The Professor Mill: Sir Ken Robinson is Funny (and Right)

0.6% of the US population actually develops to fruition the ridiculous abstractions and notations that we spend so much time teaching procedurally obscuring during Algebra II.

In today’s installment of Let’s-Change-Something-Right-Now! I present to you Sir Ken Robinson. Oh, you’ve already seen his TED talk a thousand times? Good, just click play, I’ve fast-forwarded for you to the quote I want to parse:

Sir Ken Robinson.

So, if our system is dedicated to producing professors, how well are we doing?

Weeeeeeell, I made a pie chart:

education attainment.001
Click to embiggen. Chart by Cornally. Data from US Dept of Education 2010.

In a system that seems hell-bent on using a pedagogy1 that is tacitly aimed at producing professors, how can these results be viewed as any kind of success?

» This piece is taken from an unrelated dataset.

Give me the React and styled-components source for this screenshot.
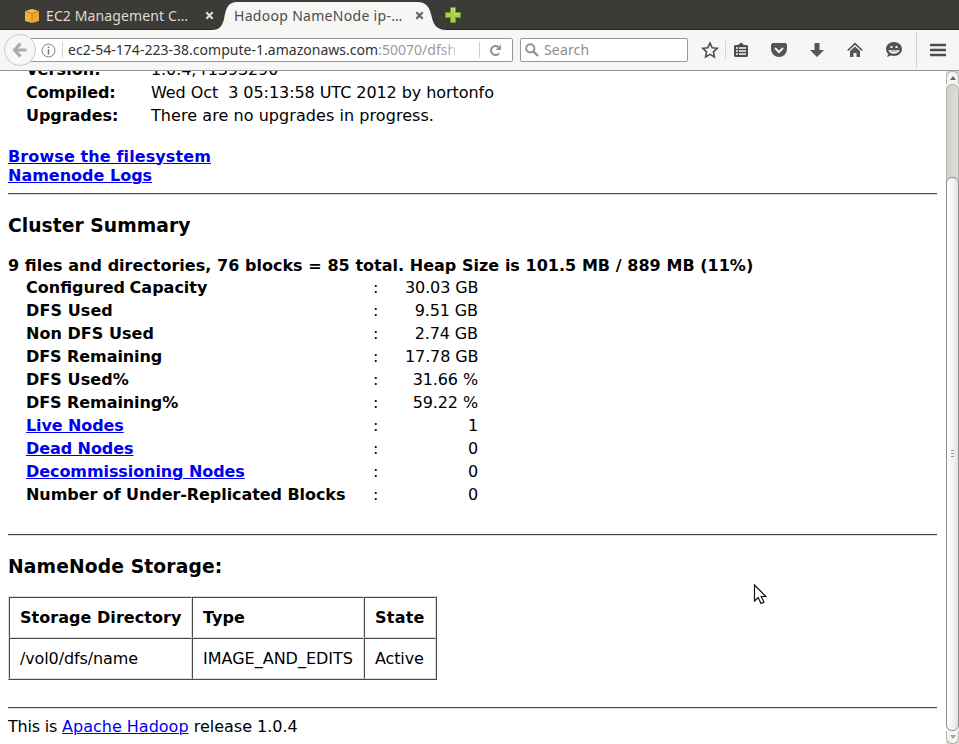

If we’re going to continue to teach math and science to everyone but only directed towards those who are already inclined to get advanced degrees, how do we ever plan to inspire students who do not come preloaded with these desires or — God forbid we admit it — those that don’t need advanced degrees to serve their families and society at-large?

If you think about the numbers even more, the problem digs itself an even deeper grave: Let’s assume that one-fifth of all the Phd’s and professional degrees in the world are in math and science (which is a liberal assumption), we get that: 0.6% of the US population actually develops to fruition the ridiculous abstractions and notations that we spend so much time teaching procedurally obscuring during Algebra II.

We can do better:

Structure your course’s narrative arc so that students follow an accelerated historical track through knowledge. Ditch the lab manuals, and make your pre-lab about designing the activity. Ditch your canned analysis questions: analyze the data on whiteboards as a class and derive the relationships in vivo. Lab before lecture. Context before content.

Load up your lessons with a killer first act. This is Dan Meyer’s M/O and the reason he’s now touring the nation. A great first act is recognizable within any great work; the problem is simple even when the plot isn’t:

  • Destroy the Ring.
  • How long will Wayne be a loser?
  • Where’s my car, dude? (Kidding, sort of)

We all know how “Destroy the Ring” turns out.2 This is what I want for my classroom. Here are some examples.

What this creates is a classroom that helps engender each student with efficacy for science and math. Honestly, the plague of “math is hard” or “that’s over my head” is not ok, and it’s our fault.

The 0.6% that do go on to actually finish the track we start them on would also benefit wildly from a classroom that spends time on simple questions with difficult answers. All too often these “advanced” students are the worst off when it comes to misconceptions and inability to learn. Many of them have a walk-in-the-woods moment when they get to college and realize that no one will be wiping their butts for them by padding their grades.

Which, of course, leads me to the final component that will help shut down the Professor Mill: Assessment.

If you want students to buy into learning for learning’s sake, then you’re going to have to change the psychology of your classroom. No more points, no more graded homework, no more extra credit, no more notebook checks. Nada.

Good night! Don’t let the Nazgûl bite!

1. Any kind of teaching style that assumes students are interested in an arbitrary curriculum without any narrative work. This often looks like lecture-quiz-lecture-test. This style also supposes that students do not come preloaded with content knowledge, that all students learn at the same rate, and that learning content is a linear process. All of which are firmly refuted by modern education and psychology research.

2. Just kidding here. The eagles were more or less neutral in the whole endeavor, as they considered men, elves, dwarves, orcs, and other humanoids to be lesser life forms; kind of like when we don’t intervene when a cat snags a baby rabbit in the spring time. The eagles only show up when Gandalf gets on his knees and begs. Also, Sauron maintained a no-fly zone over Mordor quite well before the destruction of Barad-dûr.